Now we've been talking about quite a number of "personal appearances" and have mentioned more than once the fact that Love Song's ministry continued to "expand." One might ask the question, What with so many concerts, did those concerts ever become impersonal, or did the group ever become bored with it all? Happily, for Love Song, the matter never got to that point. Chuck explains it this way, "To us, all of the concerts were unified and every concert was a high point. We felt like the concert we were doing at any one particular moment was the best. You see, we considered all of our concerts a part of our ministry. Each concert was really important because of what God did in different situations with various individuals."
Chuck, Bob, Tommy, Jay
Naturally, when five guys log tens of thousands of miles together as instruments of our Lord, there are bound to be high points and concerts they remember vividly. One such highlight will not soon be forgotten by John, Jay, Tommy, Chuck and Bob, for rarely has one musical group aroused the sheer volume of physical and spiritual response that Love Song did in the Philippines in February of 1973.
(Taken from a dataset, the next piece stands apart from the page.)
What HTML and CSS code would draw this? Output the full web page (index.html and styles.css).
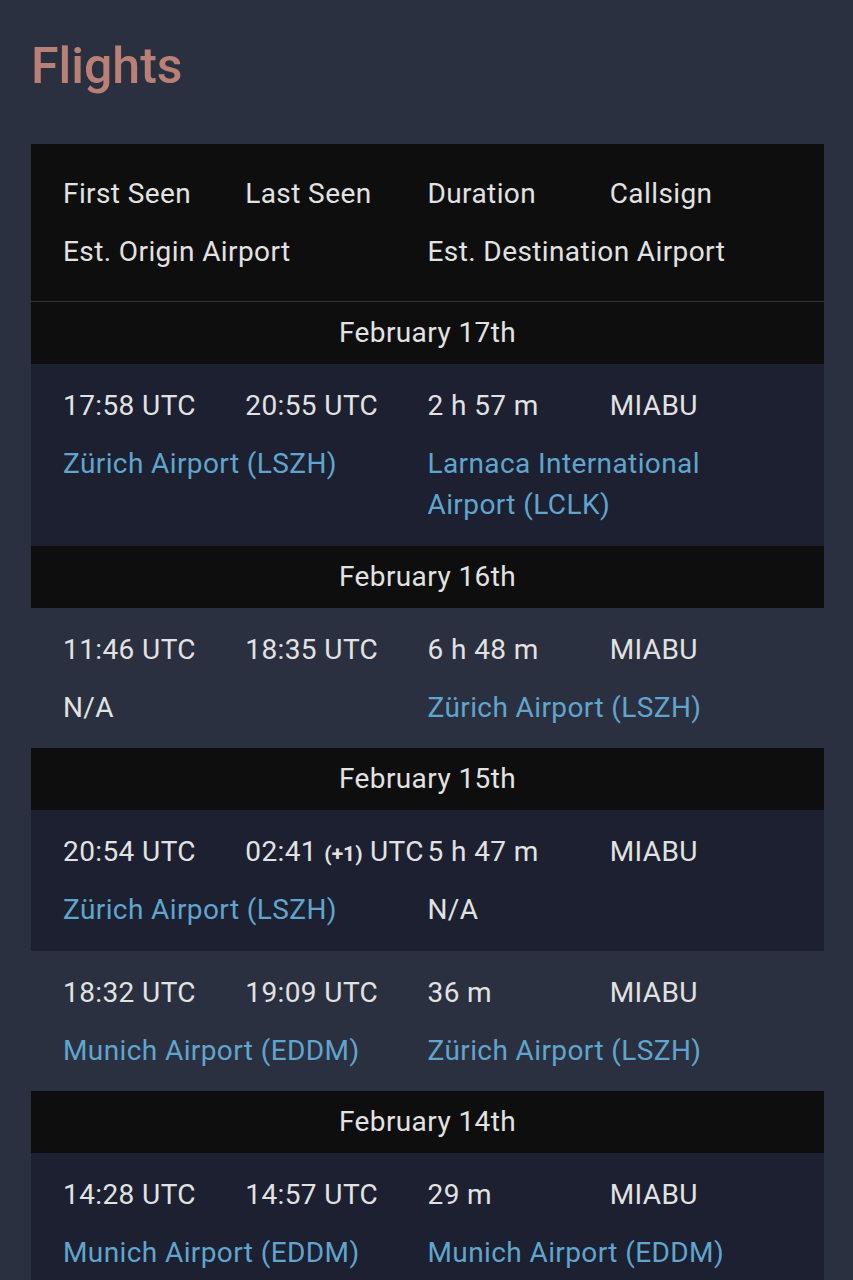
FILE: index.html
```html
<!DOCTYPE html>
<html lang="en">
<head>
<meta charset="utf-8">
<title>Flights</title>
<link rel="stylesheet" href="styles.css">
</head>
<body>
<h1 class="title">Flights</h1>
<div class="flights">
	<div class="head">
		<div class="cell">First Seen</div>
		<div class="cell">Last Seen</div>
		<div class="cell">Duration</div>
		<div class="cell">Callsign</div>
		<div class="cell wide">Est. Origin Airport</div>
		<div class="cell wide">Est. Destination Airport</div>
	</div>

	<div class="day">February 17th</div>
	<div class="row">
		<div class="cell">17:58 UTC</div>
		<div class="cell">20:55 UTC</div>
		<div class="cell">2 h 57 m</div>
		<div class="cell">MIABU</div>
		<div class="cell wide"><a href="#">Zürich Airport (LSZH)</a></div>
		<div class="cell wide"><a href="#">Larnaca International Airport (LCLK)</a></div>
	</div>

	<div class="day">February 16th</div>
	<div class="row alt">
		<div class="cell">11:46 UTC</div>
		<div class="cell">18:35 UTC</div>
		<div class="cell">6 h 48 m</div>
		<div class="cell">MIABU</div>
		<div class="cell wide">N/A</div>
		<div class="cell wide"><a href="#">Zürich Airport (LSZH)</a></div>
	</div>

	<div class="day">February 15th</div>
	<div class="row">
		<div class="cell">20:54 UTC</div>
		<div class="cell">02:41 <span class="plus">(+1)</span> UTC</div>
		<div class="cell">5 h 47 m</div>
		<div class="cell">MIABU</div>
		<div class="cell wide"><a href="#">Zürich Airport (LSZH)</a></div>
		<div class="cell wide">N/A</div>
	</div>
	<div class="row alt">
		<div class="cell">18:32 UTC</div>
		<div class="cell">19:09 UTC</div>
		<div class="cell">36 m</div>
		<div class="cell">MIABU</div>
		<div class="cell wide"><a href="#">Munich Airport (EDDM)</a></div>
		<div class="cell wide"><a href="#">Zürich Airport (LSZH)</a></div>
	</div>

	<div class="day">February 14th</div>
	<div class="row">
		<div class="cell">14:28 UTC</div>
		<div class="cell">14:57 UTC</div>
		<div class="cell">29 m</div>
		<div class="cell">MIABU</div>
		<div class="cell wide"><a href="#">Munich Airport (EDDM)</a></div>
		<div class="cell wide"><a href="#">Munich Airport (EDDM)</a></div>
	</div>
</div>
</body>
</html>
```

FILE: styles.css
```css
html, body {margin:0;padding:0;}
body {background:#2b3040;color:#e2e2e2;font-family:Roboto, "Liberation Sans", sans-serif;padding:0 29px 0 31px;}
.title {margin:0;padding:41px 0 0 0;height:144px;box-sizing:border-box;font-size:50px;font-weight:500;line-height:1;color:#b98176;}

.flights {font-size:28px;line-height:41px;letter-spacing:0.4px;}
.head, .row {display:grid;grid-template-columns:repeat(4, 1fr);row-gap:17px;padding:0 32px;}
.head {background:#0e0e0e;padding-top:29px;padding-bottom:29px;border-bottom:1px solid #333;}
.row {padding-top:21px;padding-bottom:20.5px;background:#1c2030;}
.row.alt {background:#2b3040;}
.cell {white-space:nowrap;min-width:0;}
.cell.wide {grid-column:span 2;white-space:normal;padding-right:16px;}
.day {background:#0e0e0e;text-align:center;padding:10px 0 11px;}
.plus {font-size:21px;font-weight:700;letter-spacing:0;line-height:1;}
a {color:#60a5cd;text-decoration:none;}
```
Months after Love Song's first album had been released and distributed throughout the United States, the title song off the album made its way to Manila, where it quite literally skyrocketed to the number one position on the pop charts. Love Song's reputation, for the moment, surpassed that of such notables as the Beatles and the Rolling Stones. Some local missionaries caught wind of the furor and discovered that the group responsible for the music was indeed a Christian group. They soon realized that Love Song would be the perfect evangelistic vehicle in a massive outreach program to Manila's millions of young people. Love Song accepted the invitation to go to the Philippines and what happened there after the news came that Love Song was coming wets nothing short of phenomenal. For one thing, the advance publicity was immense. A foreign rock group had not visited the Philippines in more than a year, so Love Song's arrival was, in itself, an event. Scores of newspaper and magazine articles and sixty-foot billboards heralded the five American musicians who had "come out of the hippie movement into a personal and meaningful relationship with Christ."
Once on the islands, Love Song was followed continually by a hoard of news reporters and photographers. Over 50,000 people flocked to the week-long "Love Song Festival" at Manila's Rizal Stadium, while the group ministered to another 30,000 students at various campuses in the area. "I guess the Philippines was the closest we came to that dream every musician has, that is, playing before vast throngs of people and knowing you're being accepted," recalls Bob. "And yet, with all of the exposure and acceptance, not once did any member of the group ever develop a 'star complex.' Our only real purpose at all of our concerts was to minister to those who came to hear us."